COMMENTARY

Nature, crisis humble us while testing our resolve

1/19/2014
BY KEITH C. BURRIS
COLUMNIST FOR THE BLADE

Had enough snow and cold so far this winter?

A few years ago, I was in a small group discussion at a church. Someone deploring man’s inhumanity to man opined that it was a shame human beings could not be more like the animal kingdom and that the working world could not know the true peace of nature.

Come again?

I’ve got a cat who is a killing machine. And while I enjoy quiet waters and golden sunsets as much as the next guy, I also know that nature is not a gentle muse if your plane or sail boat is caught in a storm, or your home is destroyed by a hurricane or tornado, or the levy breaks and your house floats away.

Nature is brutal and unforgiving and we have just been through another one of nature’s I’m-still-here-and-I’m-a-lot-bigger-than-you wake-up calls.

Many things bigger than us happen in life — floods, fires, cancer, car accidents, and more. They test us. They remind us that we haven’t the degree of control we’d like to have. The measure of our humanity is how we handle the tests.

The measure of a family is how it handles illness and death within it. The measure of a city is how it handles mass disaster or adversity. Consider how New York City dealt with 9/11: courage, strength, and fraternity. Ditto, Boston, New Orleans, and Newtown, Conn., facing their recent tragedies.

How did Toledo deal with the Level 3 snow and the wind and frozen streets of recent days? Pretty well. We stayed calm and we helped each other. City and county governments worked together to keep people safe. Mayor Mike Collins told me that he and Sheriff John Tharp felt the responsibility keenly. The mayor now has his staff looking at what they did wrong. He wants to be ready for whatever comes our way.

This tells me we can handle the long-range structural problems of poverty, gangs, and blight.

Dan Rogers of the Cherry Street Mission and Rodney Schuster of Catholic Charities have both told me, independently, that they have never experienced the equal of the generosity of the people of Toledo. Tell folks in this community there are people who need food or shelter, and they immediately step up.

Just before the big chill hit us, two local churches caught fire — St. Mark Baptist Church on a Friday and Richard’s Temple of Deliverance Church of God in Christ on a Saturday. St. Mark was destroyed. Both are central city churches, and when I heard about the fires, I felt a deep foreboding, because my wife and I attend a central city church and, living in another state some years ago, I belonged to a church that burned down. We rebuilt, but it was a sobering thing to see a couple hundred people spiritually orphaned, standing on a lawn watching their church burn. Imagine then, being totally physically orphaned — being homeless during a Level 3 weather emergency. Talk about being reminded of the limits of control.

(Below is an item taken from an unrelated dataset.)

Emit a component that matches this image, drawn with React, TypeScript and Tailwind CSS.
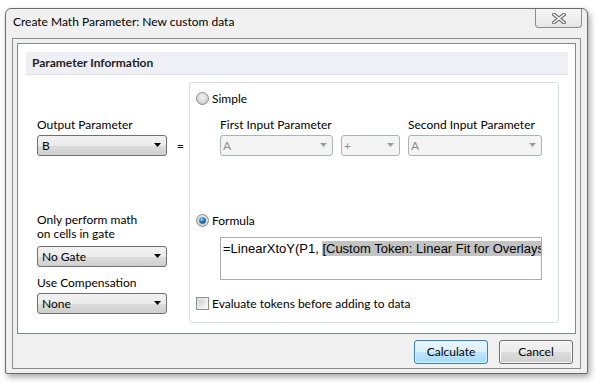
import React from 'react';

const UI_FONT = "font-['Lato','Noto_Sans',sans-serif]";

function Arrow({ disabled }: { disabled?: boolean }) {
  return (
    <svg width="8" height="5" viewBox="0 0 8 5" className="shrink-0">
      <path d="M0 0 H7 L3.5 4 Z" fill={disabled ? '#9c9c9c' : '#000'} />
    </svg>
  );
}

function Select({ value, className }: { value: string; className?: string }) {
  return (
    <div
      className={`h-[21px] w-[130px] flex items-center justify-between pl-[4px] pr-[4px] border border-[#707070] rounded-[3px] bg-[linear-gradient(to_bottom,#f2f2f2_0%,#ebebeb_50%,#dddddd_51%,#cfcfcf_100%)] text-[12px] text-black ${className ?? ''}`}
    >
      <span>{value}</span>
      <Arrow />
    </div>
  );
}

function DisabledSelect({ value, width }: { value: string; width: string }) {
  return (
    <div
      className={`h-[21px] ${width} flex items-center justify-between pl-[2px] pr-[4px] border border-[#adb2b5] rounded-[3px] bg-[#f4f4f4] text-[12px] text-[#8d8d8d]`}
    >
      <span>{value}</span>
      <Arrow disabled />
    </div>
  );
}

function Radio({ checked }: { checked?: boolean }) {
  return (
    <svg width="13" height="13" viewBox="0 0 13 13" className="shrink-0">
      <defs>
        <radialGradient id="rbg" cx="50%" cy="40%" r="60%">
          <stop offset="0%" stopColor="#f5f5f5" />
          <stop offset="100%" stopColor="#c8c8c8" />
        </radialGradient>
        <radialGradient id="rdot" cx="40%" cy="35%" r="65%">
          <stop offset="0%" stopColor="#9ee0ff" />
          <stop offset="45%" stopColor="#2a8cd6" />
          <stop offset="100%" stopColor="#0e3f7a" />
        </radialGradient>
      </defs>
      <circle cx="6.5" cy="6.5" r="6" fill="url(#rbg)" stroke="#8e8f8f" strokeWidth="1" />
      {checked && <circle cx="6.5" cy="6.5" r="3.3" fill="url(#rdot)" />}
    </svg>
  );
}

export default function App() {
  return (
    <div className={`w-[596px] h-[382px] bg-white pt-[8px] pl-[5px] ${UI_FONT}`}>
      {/* window */}
      <div className="w-[583px] h-[366px] flex flex-col border border-[#6a6a6a] rounded-t-[6px] rounded-b-[2px] bg-[#f0f0f0] shadow-[2px_3px_6px_rgba(0,0,0,0.35)]">
        {/* title bar */}
        <div className="h-[28px] flex items-start justify-between">
          <div className="pl-[7px] pt-[5px] text-[12px] leading-[16px] text-black">Create Math Parameter: New custom data</div>
          <div className="mr-[5px] w-[47px] h-[19px] flex items-center justify-center border-x border-b border-[#8c8c8c] rounded-b-[4px] bg-[linear-gradient(to_bottom,#f6f6f6,#e6e6e6)]">
            <svg width="14" height="11" viewBox="0 0 14 11">
              <path d="M2 1.5 L12 9.5 M12 1.5 L2 9.5" stroke="#6a6a6a" strokeWidth="3.6" strokeLinecap="square" />
              <path d="M2 1.5 L12 9.5 M12 1.5 L2 9.5" stroke="#ffffff" strokeWidth="1.6" strokeLinecap="square" />
            </svg>
          </div>
        </div>

        {/* client */}
        <div className="mx-[6px] mt-[1px] h-[331px] border border-[#8b8b8b] p-[4px] flex flex-col">
          {/* main panel */}
          <div className="h-[291px] border border-[#828790] bg-white p-[8px] pr-[7px]">
            <div className="h-[23px] flex items-center pl-[6px] bg-[#eef0f5] border-b border-[#dde1e7] text-[12px] font-bold text-[#1e1e1e]">
              Parameter Information
            </div>

            <div className="flex mt-[7px]">
              {/* left column */}
              <div className="w-[163px] pl-[11px] flex flex-col text-[12px] leading-[15px] text-black">
                <div className="mt-[35px]">Output Parameter</div>
                <div className="mt-[3px] flex items-center">
                  <Select value="B" />
                  <span className="ml-[10px]">=</span>
                </div>
                <div className="mt-[57px] leading-[14px]">
                  Only perform math
                  <br />
                  on cells in gate
                </div>
                <div className="mt-[5px]">
                  <Select value="No Gate" />
                </div>
                <div className="mt-[8px]">Use Compensation</div>
                <div className="mt-[3px]">
                  <Select value="None" />
                </div>
              </div>

              {/* group box */}
              <div className="w-[370px] h-[241px] border border-[#d5dde3] rounded-[3px] text-[12px] leading-[15px] text-black">
                <div className="mt-[8px] pl-[6px] flex items-center gap-[3px]">
                  <Radio />
                  <span>Simple</span>
                </div>
                <div className="pl-[30px]">
                  <div className="mt-[11px] flex">
                    <span className="w-[188px]">First Input Parameter</span>
                    <span>Second Input Parameter</span>
                  </div>
                  <div className="mt-[3px] flex gap-[8px]">
                    <DisabledSelect value="A" width="w-[113px]" />
                    <DisabledSelect value="+" width="w-[59px]" />
                    <DisabledSelect value="A" width="w-[134px]" />
                  </div>
                </div>
                <div className="mt-[57px] pl-[6px] flex items-center gap-[3px]">
                  <Radio checked />
                  <span>Formula</span>
                </div>
                <div className="pl-[30px] mt-[9px]">
                  <div className="w-[322px] h-[43px] border border-[#abadb3] pl-[2px] pt-[3px] overflow-hidden whitespace-nowrap font-['Liberation_Sans',Arial,sans-serif] text-[13px] leading-[15px] text-black">
                    =LinearXtoY(P1, <span className="bg-[#c3c3c3]">[Custom Token: Linear Fit for Overlays</span>
                  </div>
                </div>
                <div className="mt-[16px] pl-[6px] flex items-center gap-[3px]">
                  <div className="w-[13px] h-[13px] border border-[#8e8f8f] bg-[linear-gradient(135deg,#dcdcdc,#fbfbfb)] p-[2px]">
                    <div className="w-full h-full bg-[linear-gradient(135deg,#cbcfd5,#f6f6f6)]" />
                  </div>
                  <span>Evaluate tokens before adding to data</span>
                </div>
              </div>
            </div>
          </div>

          {/* buttons */}
          <div className="flex justify-end gap-[11px] mt-[6px] pr-[3px] text-[12px]">
            <div className="w-[74px] h-[24px] flex items-center justify-center border border-[#3c7fb1] rounded-[3px] bg-[linear-gradient(to_bottom,#eaf6fd_0%,#d9f0fc_50%,#bee6fd_51%,#a7d9f5_100%)] shadow-[inset_0_0_0_1px_#d6f0fc] text-black">
              Calculate
            </div>
            <div className="w-[74px] h-[24px] flex items-center justify-center border border-[#707070] rounded-[3px] bg-[linear-gradient(to_bottom,#f2f2f2_0%,#ebebeb_50%,#dddddd_51%,#cfcfcf_100%)] shadow-[inset_0_0_0_1px_#fbfbfb] text-black">
              Cancel
            </div>
          </div>
        </div>
      </div>
    </div>
  );
}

We owe a debt of gratitude to the shelters of Toledo, to police officers and fire fighters, and to city workers, especially the Division of Streets, Bridges, and Harbor. I loved the picture of Mr. Collins meeting with some of those workers at their headquarters on Central Avenue — to thank them. Mr. Collins is getting a baptism by ice instead of fire. Like the rest of us, he had big plans, a full agenda, but, during his first days in office, nature gave him a hard right to the jaw.

There is surely more challenging weather to come. Stay warm. Stay close to your loved ones. Help your neighbor.

Keith C. Burris is a columnist for The Blade.